SHORT EXERCISE:
Copy out the listing that follows, exactly, without its pictures.

COLLECTED DATA:
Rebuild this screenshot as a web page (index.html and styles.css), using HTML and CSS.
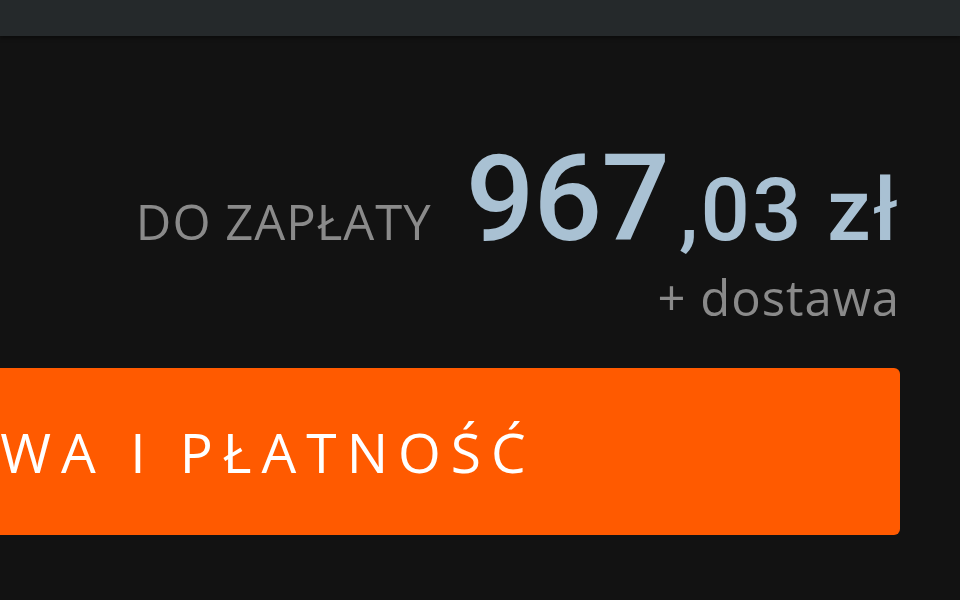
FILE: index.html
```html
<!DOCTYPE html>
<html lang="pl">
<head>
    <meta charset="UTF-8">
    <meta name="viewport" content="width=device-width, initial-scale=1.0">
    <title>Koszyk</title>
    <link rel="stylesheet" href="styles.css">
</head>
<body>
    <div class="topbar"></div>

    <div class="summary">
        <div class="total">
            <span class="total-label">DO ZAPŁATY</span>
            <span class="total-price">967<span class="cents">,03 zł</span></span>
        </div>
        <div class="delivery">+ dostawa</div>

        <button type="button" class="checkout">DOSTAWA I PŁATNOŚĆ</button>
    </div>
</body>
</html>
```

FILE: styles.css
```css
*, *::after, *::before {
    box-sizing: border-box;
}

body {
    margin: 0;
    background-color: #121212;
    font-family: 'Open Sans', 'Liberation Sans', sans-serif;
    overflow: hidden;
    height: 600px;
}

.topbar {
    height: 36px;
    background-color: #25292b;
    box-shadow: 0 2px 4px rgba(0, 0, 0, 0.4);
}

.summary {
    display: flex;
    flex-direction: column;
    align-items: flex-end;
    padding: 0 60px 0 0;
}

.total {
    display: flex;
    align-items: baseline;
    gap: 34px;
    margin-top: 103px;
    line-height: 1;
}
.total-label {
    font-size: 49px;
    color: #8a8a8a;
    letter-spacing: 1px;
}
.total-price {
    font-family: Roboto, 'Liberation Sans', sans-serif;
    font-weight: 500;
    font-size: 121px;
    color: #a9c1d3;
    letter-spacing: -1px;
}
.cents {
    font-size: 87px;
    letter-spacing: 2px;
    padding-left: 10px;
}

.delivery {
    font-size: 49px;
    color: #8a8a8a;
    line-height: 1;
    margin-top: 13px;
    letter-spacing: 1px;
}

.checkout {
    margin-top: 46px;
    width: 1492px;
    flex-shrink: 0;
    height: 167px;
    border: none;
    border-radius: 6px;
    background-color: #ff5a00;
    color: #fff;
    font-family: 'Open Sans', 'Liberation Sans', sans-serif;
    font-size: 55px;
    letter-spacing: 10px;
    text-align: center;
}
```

TASK RESULT:
Rebuild this screenshot as a web page (index.html and styles.css), using HTML and CSS.
FILE: index.html
```html
<!DOCTYPE html>
<html lang="pl">
<head>
    <meta charset="UTF-8">
    <meta name="viewport" content="width=device-width, initial-scale=1.0">
    <title>Koszyk</title>
    <link rel="stylesheet" href="styles.css">
</head>
<body>
    <div class="topbar"></div>

    <div class="summary">
        <div class="total">
            <span class="total-label">DO ZAPŁATY</span>
            <span class="total-price">967<span class="cents">,03 zł</span></span>
        </div>
        <div class="delivery">+ dostawa</div>

        <button type="button" class="checkout">DOSTAWA I PŁATNOŚĆ</button>
    </div>
</body>
</html>
```

FILE: styles.css
```css
*, *::after, *::before {
    box-sizing: border-box;
}

body {
    margin: 0;
    background-color: #121212;
    font-family: 'Open Sans', 'Liberation Sans', sans-serif;
    overflow: hidden;
    height: 600px;
}

.topbar {
    height: 36px;
    background-color: #25292b;
    box-shadow: 0 2px 4px rgba(0, 0, 0, 0.4);
}

.summary {
    display: flex;
    flex-direction: column;
    align-items: flex-end;
    padding: 0 60px 0 0;
}

.total {
    display: flex;
    align-items: baseline;
    gap: 34px;
    margin-top: 103px;
    line-height: 1;
}
.total-label {
    font-size: 49px;
    color: #8a8a8a;
    letter-spacing: 1px;
}
.total-price {
    font-family: Roboto, 'Liberation Sans', sans-serif;
    font-weight: 500;
    font-size: 121px;
    color: #a9c1d3;
    letter-spacing: -1px;
}
.cents {
    font-size: 87px;
    letter-spacing: 2px;
    padding-left: 10px;
}

.delivery {
    font-size: 49px;
    color: #8a8a8a;
    line-height: 1;
    margin-top: 13px;
    letter-spacing: 1px;
}

.checkout {
    margin-top: 46px;
    width: 1492px;
    flex-shrink: 0;
    height: 167px;
    border: none;
    border-radius: 6px;
    background-color: #ff5a00;
    color: #fff;
    font-family: 'Open Sans', 'Liberation Sans', sans-serif;
    font-size: 55px;
    letter-spacing: 10px;
    text-align: center;
}
```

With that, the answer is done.